08 de março de 2009 | N° 15901
Zero Hora
Divergência é pouco para definir os extremos de opiniões entre especialistas em educação e MST consultados por Zero Hora a respeito das cartilhas de ensino. Para uns, os ensinamentos das escolas itinerantes deseducam. Para outros, são instrumentos legítimos de aprendizado da realidade que cerca os acampados. Para um terceiro grupo, parte do que está nas cartilhas – como “valorizar a ocupação” e “temer a polícia” – é tolerável, desde que os alunos não aprendam apenas isso.
Um dos maiores críticos é o sociólogo Zander Navarro, do Departamento de Sociologia da Universidade Federal do Rio Grande do Sul (UFRGS). Colaborador do MST até o início dos anos 90, considera que as escolas itinerantes foram uma ideia generosa, evitando a exclusão educacional. Com o tempo, teriam se desvirtuado:
– Isso permitiu uma tendência cada vez mais visível e nefasta, a de transformar essas escolas em meros instrumentos de doutrinação. Aos poucos, educação deixou de ser a prioridade. O que o MST faz nem remotamente é educação, mas meramente treinamento de militantes. Não forma cidadãos, forma soldadinhos alienados.
Zander desafia o MST a abrir suas escolas para a população e considera tolice cogitar que se trata de uma pedagogia centrada no educador Paulo Freire. Se vivo fosse, diz o sociólogo, Freire desautorizaria completamente o que o MST tem feito.
Opinião oposta tem a professora Marlene Ribeiro, da pós-graduação em Educação da UFRGS, que invoca o mesmo autor para defender o método. Aos que criticam a ideologia explicitada nas cartilhas, responde que é preciso desconstruir o mito de que a educação é neutra.
– Toda ação e palavra trazem uma visão de mundo. O que a educação itinerante faz é inserir o educando na realidade dele, como preconizava Paulo Freire. A terra tem uma função social, por isso a luta por ela faz parte do cotidiano dos alunos que ainda não a possuem – diz.

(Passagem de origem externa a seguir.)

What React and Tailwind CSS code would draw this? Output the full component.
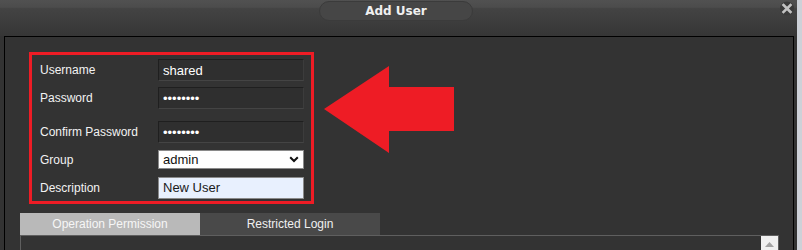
import React from 'react';

const FormRow = ({ label, className, children }) => (
  <div className={`flex items-center ${className}`}>
    <div className="w-[118px] text-[12px] text-[#f2f2f2]">{label}</div>
    {children}
  </div>
);

const DarkInput = ({ value, type = 'text' }) => (
  <input
    type={type}
    readOnly
    defaultValue={value}
    className="w-[146px] h-[22px] px-[4px] bg-[#2f2f2f] border border-[#1f1f1f] border-b-[#444444] border-r-[#3c3c3c] text-[13px] text-white outline-none font-['Liberation_Sans',Arial,sans-serif]"
  />
);

export default function App() {
  return (
    <div className="flex w-[802px] h-[250px] overflow-hidden font-['Liberation_Sans',Arial,sans-serif]">
      <div className="w-[797px] h-full bg-[#333333] flex flex-col">
        {/* Title bar */}
        <div className="relative h-[36px] shrink-0 bg-[linear-gradient(to_bottom,#515151_0%,#4c4c4c_20%,#434343_24%,#363636_100%)]">
          <div className="ml-[319px] mt-[1px] w-[154px] h-[20px] rounded-full bg-[#464646] border border-[#3b3b3b] flex items-center justify-center">
            <span className="text-[12px] font-bold text-[#f0f0f0] font-['DejaVu_Sans',Verdana,sans-serif]">Add User</span>
          </div>
          <svg className="absolute left-[779px] top-[1px]" width="16" height="15" viewBox="0 0 16 15">
            <circle cx="8" cy="7.5" r="7" fill="#3a3a3a" />
            <path d="M4.5 4 L11.5 11 M11.5 4 L4.5 11" stroke="#c2c2c2" strokeWidth="2.6" strokeLinecap="square" />
          </svg>
        </div>

        {/* Panel */}
        <div className="ml-[4px] w-[790px] flex-1 border border-black border-b-0">
          <div className="flex items-start">
            <div className="ml-[24px] mt-[15px] w-[285px] border-[3px] border-[#ee1c25] pl-[8px] pt-[4px] pb-[2px]">
              <FormRow label="Username">
                <DarkInput value="shared" />
              </FormRow>
              <FormRow label="Password" className="mt-[6px]">
                <DarkInput value="shared12" type="password" />
              </FormRow>
              <FormRow label="Confirm Password" className="mt-[12px]">
                <DarkInput value="shared12" type="password" />
              </FormRow>
              <FormRow label="Group" className="mt-[7px]">
                <div className="w-[146px] h-[19px] bg-white border border-[#8a8a8a] flex items-center justify-between pl-[4px] pr-[4px]">
                  <span className="text-[13px] text-[#111]">admin</span>
                  <svg width="10" height="7" viewBox="0 0 10 7">
                    <path d="M1.2 1.2 L5 5 L8.8 1.2" fill="none" stroke="#111" strokeWidth="2" />
                  </svg>
                </div>
              </FormRow>
              <FormRow label="Description" className="mt-[8px]">
                <div className="w-[146px] h-[22px] bg-[#e8f0fe] border border-[#8a8a8a] flex items-center pl-[4px]">
                  <span className="text-[13px] text-[#1a1a1a]">New User</span>
                </div>
              </FormRow>
            </div>
            <svg className="ml-[10px] mt-[29px]" width="130" height="87" viewBox="0 0 130 87">
              <polygon points="0,43 65,0 65,21 130,21 130,65 65,65 65,87" fill="#ee1c25" />
            </svg>
          </div>

          {/* Tabs */}
          <div className="ml-[15px] mt-[9px] flex">
            <div className="w-[180px] h-[22px] bg-[#b9b9b9] flex items-center justify-center text-[12px] text-[#f6f6f6]">
              Operation Permission
            </div>
            <div className="w-[180px] h-[22px] bg-[#494949] flex items-center justify-center text-[12px] text-[#f0f0f0]">
              Restricted Login
            </div>
          </div>
          <div className="ml-[15px] w-[759px] h-[40px] border-t border-l border-r border-[#5f5f5f] flex justify-end">
            <div className="w-[17px] h-full bg-[#f0f0f0] flex justify-center pt-[6px]">
              <svg width="9" height="5" viewBox="0 0 9 5">
                <polygon points="0,5 4.5,0 9,5" fill="#a3a3a3" />
              </svg>
            </div>
          </div>
        </div>
      </div>
      <div className="flex-1 bg-[#cdd1d8]" />
    </div>
  );
}
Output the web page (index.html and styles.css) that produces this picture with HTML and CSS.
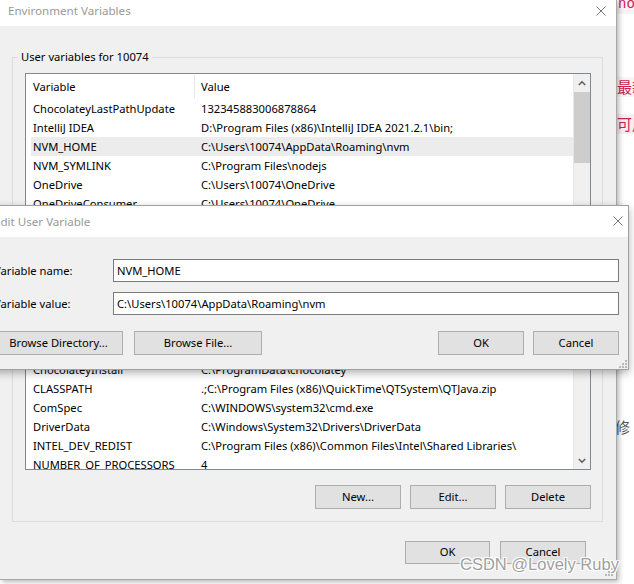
FILE: index.html
```html
<!DOCTYPE html>
<html>
<head>
<meta charset="utf-8">
<link rel="stylesheet" href="styles.css">
</head>
<body>
<div class="screen">
  <div class="article">
    <div class="a-no">no</div>
    <div class="a-line a-1">最新</div>
    <div class="a-line a-2">可用</div>
    <div class="a-line a-3">修</div>
  </div>

  <div class="win main">
    <div class="titlebar">
      <span class="title">Environment Variables</span>
      <svg class="close" width="10" height="10" viewBox="0 0 10 10"><path d="M0.5 0.5L9.5 9.5M9.5 0.5L0.5 9.5" stroke="#777" stroke-width="1" fill="none"/></svg>
    </div>
    <div class="group user">
      <span class="group-label">User variables for 10074</span>
      <div class="list">
        <div class="list-main">
          <div class="hdr"><span class="c1">Variable</span><span class="c2">Value</span></div>
          <div class="row"><span class="c1">ChocolateyLastPathUpdate</span><span class="c2">132345883006878864</span></div>
          <div class="row"><span class="c1">IntelliJ IDEA</span><span class="c2">D:\Program Files (x86)\IntelliJ IDEA 2021.2.1\bin;</span></div>
          <div class="row sel"><span class="c1">NVM_HOME</span><span class="c2">C:\Users\10074\AppData\Roaming\nvm</span></div>
          <div class="row"><span class="c1">NVM_SYMLINK</span><span class="c2">C:\Program Files\nodejs</span></div>
          <div class="row"><span class="c1">OneDrive</span><span class="c2">C:\Users\10074\OneDrive</span></div>
          <div class="row"><span class="c1">OneDriveConsumer</span><span class="c2">C:\Users\10074\OneDrive</span></div>
          <div class="row"><span class="c1">Path</span><span class="c2">C:\Users\10074\AppData\Local\Microsoft\WindowsApps;</span></div>
          <div class="row"><span class="c1">TEMP</span><span class="c2">C:\Users\10074\AppData\Local\Temp</span></div>
        </div>
        <div class="vscroll">
          <div class="arrow"><svg width="8" height="6" viewBox="0 0 8 6"><path d="M0.8 5L4 1.8L7.2 5" stroke="#606060" stroke-width="1.6" fill="none"/></svg></div>
          <div class="thumb"></div>
          <div class="fill"></div>
        </div>
      </div>
      <div class="btns">
        <button class="btn">New...</button>
        <button class="btn">Edit...</button>
        <button class="btn">Delete</button>
      </div>
    </div>

    <div class="group system">
      <span class="group-label">System variables</span>
      <div class="list list-sys">
        <div class="list-main">
          <div class="hdr"><span class="c1">Variable</span><span class="c2">Value</span></div>
          <div class="row"><span class="c1">ACSvcPort</span><span class="c2">17532</span></div>
          <div class="row"><span class="c1">ChocolateyInstall</span><span class="c2">C:\ProgramData\chocolatey</span></div>
          <div class="row"><span class="c1">CLASSPATH</span><span class="c2">.;C:\Program Files (x86)\QuickTime\QTSystem\QTJava.zip</span></div>
          <div class="row"><span class="c1">ComSpec</span><span class="c2">C:\WINDOWS\system32\cmd.exe</span></div>
          <div class="row"><span class="c1">DriverData</span><span class="c2">C:\Windows\System32\Drivers\DriverData</span></div>
          <div class="row"><span class="c1">INTEL_DEV_REDIST</span><span class="c2">C:\Program Files (x86)\Common Files\Intel\Shared Libraries\</span></div>
          <div class="row"><span class="c1">NUMBER_OF_PROCESSORS</span><span class="c2">4</span></div>
          <div class="row"><span class="c1">OS</span><span class="c2">Windows_NT</span></div>
        </div>
        <div class="vscroll">
          <div class="fill"></div>
          <div class="arrow"><svg width="8" height="6" viewBox="0 0 8 6"><path d="M0.8 1L4 4.2L7.2 1" stroke="#606060" stroke-width="1.6" fill="none"/></svg></div>
        </div>
      </div>
      <div class="btns">
        <button class="btn">New...</button>
        <button class="btn">Edit...</button>
        <button class="btn">Delete</button>
      </div>
    </div>

    <div class="footer">
      <button class="btn btn-sm">OK</button>
      <button class="btn btn-sm">Cancel</button>
    </div>
    <svg class="grip grip-main" width="8" height="8" viewBox="0 0 8 8"><g fill="#b8b8b8"><rect x="6" y="0" width="2" height="2"/><rect x="3" y="3" width="2" height="2"/><rect x="6" y="3" width="2" height="2"/><rect x="0" y="6" width="2" height="2"/><rect x="3" y="6" width="2" height="2"/><rect x="6" y="6" width="2" height="2"/></g></svg>
  </div>

  <div class="win edit">
    <div class="titlebar edit-title">
      <span class="title">Edit User Variable</span>
      <svg class="close" width="10" height="10" viewBox="0 0 10 10"><path d="M0.5 0.5L9.5 9.5M9.5 0.5L0.5 9.5" stroke="#777" stroke-width="1" fill="none"/></svg>
    </div>
    <div class="edit-body">
      <div class="field"><span class="field-label">Variable name:</span><div class="input">NVM_HOME</div></div>
      <div class="field"><span class="field-label">Variable value:</span><div class="input">C:\Users\10074\AppData\Roaming\nvm</div></div>
      <div class="edit-btns">
        <button class="btn btn-dir">Browse Directory...</button>
        <button class="btn btn-file">Browse File...</button>
        <button class="btn btn-ok">OK</button>
        <button class="btn btn-cancel">Cancel</button>
      </div>
    </div>
    <svg class="grip grip-edit" width="8" height="8" viewBox="0 0 8 8"><g fill="#b8b8b8"><rect x="6" y="0" width="2" height="2"/><rect x="3" y="3" width="2" height="2"/><rect x="6" y="3" width="2" height="2"/><rect x="0" y="6" width="2" height="2"/><rect x="3" y="6" width="2" height="2"/><rect x="6" y="6" width="2" height="2"/></g></svg>
  </div>

  <div class="watermark">CSDN @Lovely Ruby</div>
</div>
</body>
</html>
```

FILE: styles.css
```css
* { box-sizing: border-box; }
html, body { margin: 0; padding: 0; background: #fff; }
body {
  font-family: "Noto Sans", "Segoe UI", sans-serif;
  font-size: 11.2px;
  color: #000;
}
.screen { position: relative; width: 634px; height: 584px; overflow: hidden; }

/* page underneath */
.article {
  position: absolute; left: 617px; top: 0; width: 40px;
  font-family: "Noto Sans CJK SC", sans-serif; font-size: 15px; line-height: 20px;
  color: #c7254e; white-space: nowrap;
}
.a-no { margin-top: -6px; padding-left: 1px; font-family: "Liberation Mono", monospace; font-size: 14px; background: #f9f2f4; }
.a-line { padding-left: 0; }
.a-1 { margin-top: 63px; background: #fdf4f7; }
.a-2 { margin-top: 17px; background: #fbeef2; }
.a-3 { margin-top: 283px; color: #555; margin-left: -2px; }

/* windows */
.win { position: absolute; background: #f0f0f0; }
.main {
  left: 0; top: 0; width: 617px; height: 580px;
  border-right: 1px solid #a8a8a8; border-bottom: 1px solid #a8a8a8;
  box-shadow: 2px 2px 5px rgba(0,0,0,0.28);
}
.titlebar {
  height: 26px; background: #fff; color: #999;
  display: flex; align-items: center; justify-content: space-between;
  padding: 0 10px 5px 8px;
  font-size: 11.6px;
}
.close { display: block; }

.group {
  position: relative; border: 1px solid #dcdcdc;
  margin: 0 13px 0 12px; padding: 15px 11px 12px 12px;
}
.user { margin-top: 31px; }
.system { margin-top: 14px; }
.group-label {
  position: absolute; top: -9px; left: 5px; padding: 0 3px;
  background: #f0f0f0; line-height: 16px;
}

.list { display: flex; border: 1px solid #828790; background: #fff; height: 160px; overflow: hidden; }
.list-sys { height: 155px; }
.list-main { flex: 1; padding-left: 5px; overflow: hidden; }
.hdr { display: flex; height: 25px; }
.hdr .c1 { border-right: 1px solid #e5e5e5; margin: 1px 0 1px 0; }
.hdr span { display: flex; align-items: center; }
.c1 { width: 164px; flex: none; padding-left: 2px; white-space: nowrap; }
.c2 { padding-left: 6px; white-space: nowrap; }
.row { display: flex; height: 19px; align-items: center; }
.row.sel { background: #ececec; }

.vscroll { width: 17px; flex: none; background: #f0f0f0; display: flex; flex-direction: column; border-left: 1px solid #e6e6e6; }
.arrow { height: 17px; display: flex; align-items: center; justify-content: center; }
.thumb { height: 71px; margin: 1px 0 0 0; background: #cdcdcd; }
.fill { flex: 1; }

.btn {
  font: inherit; color: #000; padding: 0 0 2px 0; margin: 0;
  width: 86px; height: 24px;
  border: 1px solid #adadad; background: #e1e1e1;
}
.btns { display: flex; justify-content: flex-end; gap: 9px; margin-top: 15px; }
.footer { display: flex; justify-content: flex-end; gap: 10px; margin-top: 19px; padding-right: 30px; }
.btn-sm { height: 23px; width: 86px; }
.footer .btn-sm:first-child { width: 85px; }

.grip { position: absolute; display: block; }
.grip-main { right: 3px; bottom: 3px; }

/* edit dialog */
.edit {
  left: -15px; top: 205px; width: 644px; height: 165px;
  border: 1px solid #a0a0a0;
  box-shadow: 0 3px 8px rgba(0,0,0,0.3);
}
.edit-title { height: 31px; padding: 0 5px 1px 8px; }
.edit-body { padding: 22px 9px 14px 8px; }
.field { display: flex; align-items: center; height: 23px; }
.field + .field { margin-top: 10px; }
.field-label { width: 119px; flex: none; }
.input {
  flex: 1; height: 23px; border: 1px solid #7a7a7a; background: #fff;
  padding-left: 3px; display: flex; align-items: center; white-space: nowrap;
}
.edit-btns { display: flex; margin-top: 16px; }
.btn-dir { width: 129px; }
.btn-file { width: 128px; margin-left: 11px; }
.btn-ok { margin-left: auto; }
.btn-cancel { margin-left: 9px; }
.grip-edit { right: 1px; bottom: 1px; }

.watermark {
  position: absolute; left: 460px; top: 555px;
  font-family: "Liberation Sans", sans-serif; font-size: 16.5px; line-height: 19px;
  color: rgba(140,140,140,0.85);
  text-shadow: 1px 1px 0 #fff, -1px -1px 0 #fff, 1px -1px 0 #fff, -1px 1px 0 #fff;
  white-space: nowrap;
}
```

Especialistas apontam erros e acertos do ensino
A adaptação dos conteúdos ao dia-a-dia dos alunos também é defendida pelo professor Nilton Bueno Fischer, da Faculdade de Educação da UFRGS. Ele não se escandaliza com o uso das palavras “ocupar” e o “temor às autoridades”, por entender que isso faz parte da realidade das crianças. Acredita, porém, que o ensino precisa contemplar outros temas.
– O que pode e deve ocorrer é a aprendizagem efetiva, não só pelo lado da reivindicação.
Outro a listar erros e acertos é o coordenador do mestrado em Educação nas Ciências da Universidade Regional do Noroeste do Estado do Rio Grande do Sul (Unijuí), José Pedro Boufleuer. Embora entenda que o ensino não pode ser asséptico em relação à vida dos alunos, pondera que toda escola está inserida em um contexto maior, da sociedade republicana.
– Devemos ensinar saberes que contribuem para a qualificação do coletivo, numa perspectiva plural e jamais de cerceamento de percepções.